Y, después de todo, sea lo que sea que esperan encontrar más allá de los cielos, bien debería observar esta actitud con mayor simpatía, que la destrucción del hombre sobre el hombre y sobre el resto de vivientes.

Nada pido a las estrellas que siempre he visto desde la Tierra, a Ella  amo y pertenezco; no temo el Juicio ni la Sentencia, si todo debe acabar más allá de la negrura, que así sea.

Mi deseo es que mis días acaben noblemente, y que cuando empiece a marchitarme y las fuerzas me fallen, o si incluso antes de esto  la Muerte me balancea hacia su regazo; pueda saber que di lo mejor de mí a la corriente de mi herencia y pueda ver cómo la siguiente generación me supera, manteniendo la llama y alimentándola con su propia madera.

 ---

Hace diez años, era una tarde de verano, como la de hoy. Y, como hoy, empezó a llover. Y entonces salí a la calle, a pasear, tarareando una canción que me hacía sentir inmensamente feliz, en un arrebato de salvaje amor por la vida. El verano también tiene estas cosas, de repente se vuelve sólo un joven que te agarra por la cintura con atrevimiento y te hace bailar de pura alegría y celebración. Tal como viene se va, y nunca sabes si ha sido un sueño o si sucedió de verdad; y nunca lo vas a saber ya. Es cosa del momento. La eternidad en un instante. Algo capaz de perdurar a través de los años, algo que no se vive como un recuerdo, sino como un encantado estado de ánimo. Como el suave airecillo que corre en el tardío anochecer impregnado del aroma a jazmín y azahar, y el murmullo de las gentes en las calles, los mil centelleos de la Vía Láctea en una noche sin luna en la que llueven estrellas,  la plácida sensación de tenderse al sol sobre la arena tras una mañana de juegos entre las olas del mar, el sonido del viento al pasar a través de las hojas de los bambúes y el aroma de la tierra húmeda después del riego...  

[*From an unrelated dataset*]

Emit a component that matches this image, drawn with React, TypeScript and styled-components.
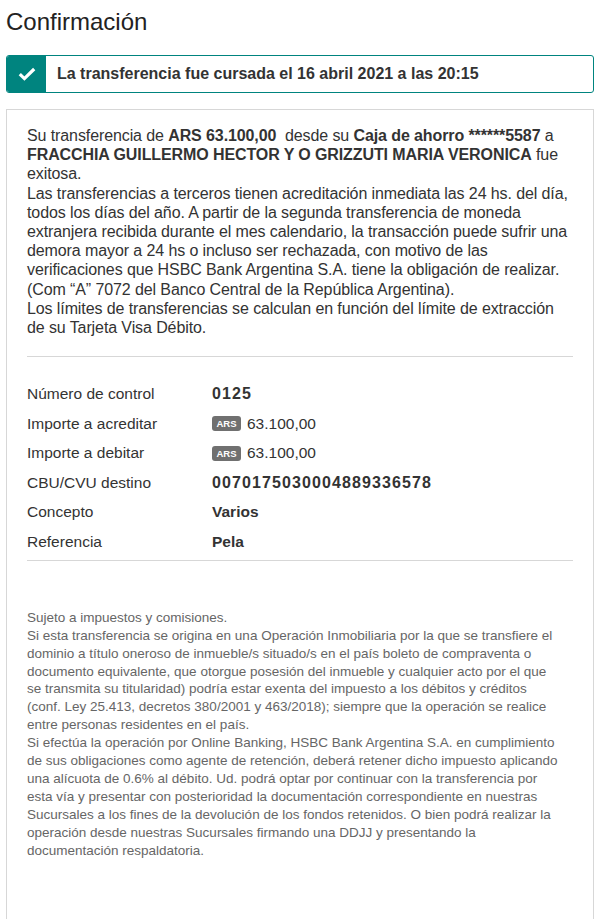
import React from "react";
import styled, { createGlobalStyle } from "styled-components";

const Global = createGlobalStyle`
  html, body { margin: 0; padding: 0; background: #fff; }
  body { font-family: "Liberation Sans", Arial, sans-serif; color: #333; }
`;

const Page = styled.div`
  width: 588px;
  padding: 0 0 0 6px;
  box-sizing: content-box;
`;

const Title = styled.h1`
  margin: 0;
  padding-top: 7px;
  height: 48px;
  box-sizing: border-box;
  font-size: 24px;
  font-weight: 400;
  color: #222;
  line-height: 29px;
`;

const Alert = styled.div`
  display: flex;
  align-items: stretch;
  height: 38px;
  border: 1px solid #00847f;
  border-radius: 3px;
  box-sizing: border-box;
  margin-top: 7px;
  overflow: hidden;
`;

const AlertIcon = styled.div`
  width: 39px;
  background: #00847f;
  display: flex;
  align-items: center;
  justify-content: center;
`;

const AlertText = styled.div`
  display: flex;
  align-items: center;
  padding-left: 11px;
  font-size: 16px;
  font-weight: 700;
  color: #333;
`;

const Card = styled.div`
  margin-top: 16px;
  border: 1px solid #d7d7d7;
  border-bottom: none;
  padding: 16px 20px 60px 20px;
  min-height: 820px;
  box-sizing: border-box;
`;

const Lead = styled.p`
  margin: 0;
  font-size: 16px;
  line-height: 19.2px;
  letter-spacing: -0.1px;
  color: #333;
  b { font-weight: 700; }
`;

const Divider = styled.hr<{ $top: number; $bottom: number }>`
  border: none;
  border-top: 1px solid #d7d7d7;
  margin: ${(p) => `${p.$top}px 0 ${p.$bottom}px`};
`;

const Rows = styled.div`
  display: grid;
  grid-template-columns: 185px 1fr;
  grid-auto-rows: 29.6px;
  align-items: center;
  font-size: 15.5px;
`;

const Label = styled.div`
  color: #333;
`;

const Value = styled.div<{ $bold?: boolean; $digits?: boolean }>`
  color: #333;
  font-weight: ${(p) => (p.$bold ? 700 : 400)};
  letter-spacing: ${(p) => (p.$digits ? "1.1px" : "0")};
  font-size: ${(p) => (p.$digits ? "16px" : "inherit")};
  display: flex;
  align-items: center;
`;

const Badge = styled.span`
  display: inline-flex;
  align-items: center;
  justify-content: center;
  background: #707070;
  color: #fff;
  font-size: 9.5px;
  font-weight: 700;
  letter-spacing: 0;
  width: 29px;
  height: 15px;
  border-radius: 3px;
  margin-right: 6px;
`;

const Footer = styled.p`
  margin: 0;
  font-size: 13.5px;
  line-height: 17.9px;
  color: #666;
`;

export default function App() {
  return (
    <Page>
      <Global />
      <Title>Confirmación</Title>
      <Alert>
        <AlertIcon>
          <svg width="18" height="14" viewBox="0 0 18 14">
            <path d="M1.8 7.2 L6.4 11.6 L16.2 2" fill="none" stroke="#fff" strokeWidth="3.2" />
          </svg>
        </AlertIcon>
        <AlertText>La transferencia fue cursada el 16 abril 2021 a las 20:15</AlertText>
      </Alert>
      <Card>
        <Lead>
          Su transferencia de <b>ARS 63.100,00</b>&nbsp; desde su <b>Caja de ahorro ******5587</b> a<br />
          <b>FRACCHIA GUILLERMO HECTOR Y O GRIZZUTI MARIA VERONICA</b> fue
          <br />
          exitosa.
          <br />
          Las transferencias a terceros tienen acreditación inmediata las 24 hs. del día,
          <br />
          todos los días del año. A partir de la segunda transferencia de moneda
          <br />
          extranjera recibida durante el mes calendario, la transacción puede sufrir una
          <br />
          demora mayor a 24 hs o incluso ser rechazada, con motivo de las
          <br />
          verificaciones que HSBC Bank Argentina S.A. tiene la obligación de realizar.
          <br />
          (Com “A” 7072 del Banco Central de la República Argentina).
          <br />
          Los límites de transferencias se calculan en función del límite de extracción
          <br />
          de su Tarjeta Visa Débito.
        </Lead>
        <Divider $top={19} $bottom={22} />
        <Rows>
          <Label>Número de control</Label>
          <Value $bold $digits>0125</Value>
          <Label>Importe a acreditar</Label>
          <Value>
            <Badge>ARS</Badge>63.100,00
          </Value>
          <Label>Importe a debitar</Label>
          <Value>
            <Badge>ARS</Badge>63.100,00
          </Value>
          <Label>CBU/CVU destino</Label>
          <Value $bold $digits>0070175030004889336578</Value>
          <Label>Concepto</Label>
          <Value $bold>Varios</Value>
          <Label>Referencia</Label>
          <Value $bold>Pela</Value>
        </Rows>
        <Divider $top={3} $bottom={48} />
        <Footer>
          Sujeto a impuestos y comisiones.
          <br />
          Si esta transferencia se origina en una Operación Inmobiliaria por la que se transfiere el
          <br />
          dominio a título oneroso de inmueble/s situado/s en el país boleto de compraventa o
          <br />
          documento equivalente, que otorgue posesión del inmueble y cualquier acto por el que
          <br />
          se transmita su titularidad) podría estar exenta del impuesto a los débitos y créditos
          <br />
          (conf. Ley 25.413, decretos 380/2001 y 463/2018); siempre que la operación se realice
          <br />
          entre personas residentes en el país.
          <br />
          Si efectúa la operación por Online Banking, HSBC Bank Argentina S.A. en cumplimiento
          <br />
          de sus obligaciones como agente de retención, deberá retener dicho impuesto aplicando
          <br />
          una alícuota de 0.6% al débito. Ud. podrá optar por continuar con la transferencia por
          <br />
          esta vía y presentar con posterioridad la documentación correspondiente en nuestras
          <br />
          Sucursales a los fines de la devolución de los fondos retenidos. O bien podrá realizar la
          <br />
          operación desde nuestras Sucursales firmando una DDJJ y presentando la
          <br />
          documentación respaldatoria.
        </Footer>
      </Card>
    </Page>
  );
}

La terrorífica noche en el cementerio de los monjes, el ritual de saborear la primera fruta espléndidamente roja de la temporada;  vagar semidesnudo en el bosque y perseguir animalillos, o perseguir a aquél muchacho en juegos, y besarlo al final de la carrera...  rodar, o al menos intentar algo parecido a rodar sobre la hierba......

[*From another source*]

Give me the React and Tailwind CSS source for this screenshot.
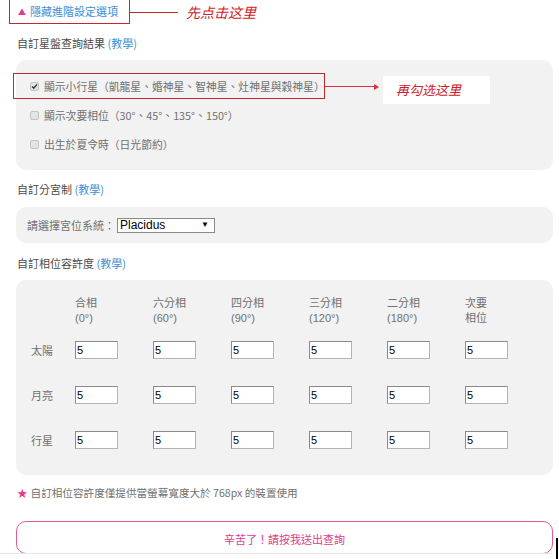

Trotar con libertad dónde el corazón nos lleve y tomar un mordisco de las doradas manzanas del jardín de las Hespérides, Hijas del Atardecer, Diosas del Ocaso. Eso también es el verano. El sorbo de la copa de la Vida que no se apura, porque en su naturaleza efímera, nadie puede decir dónde nace o se extingue el áureo instante.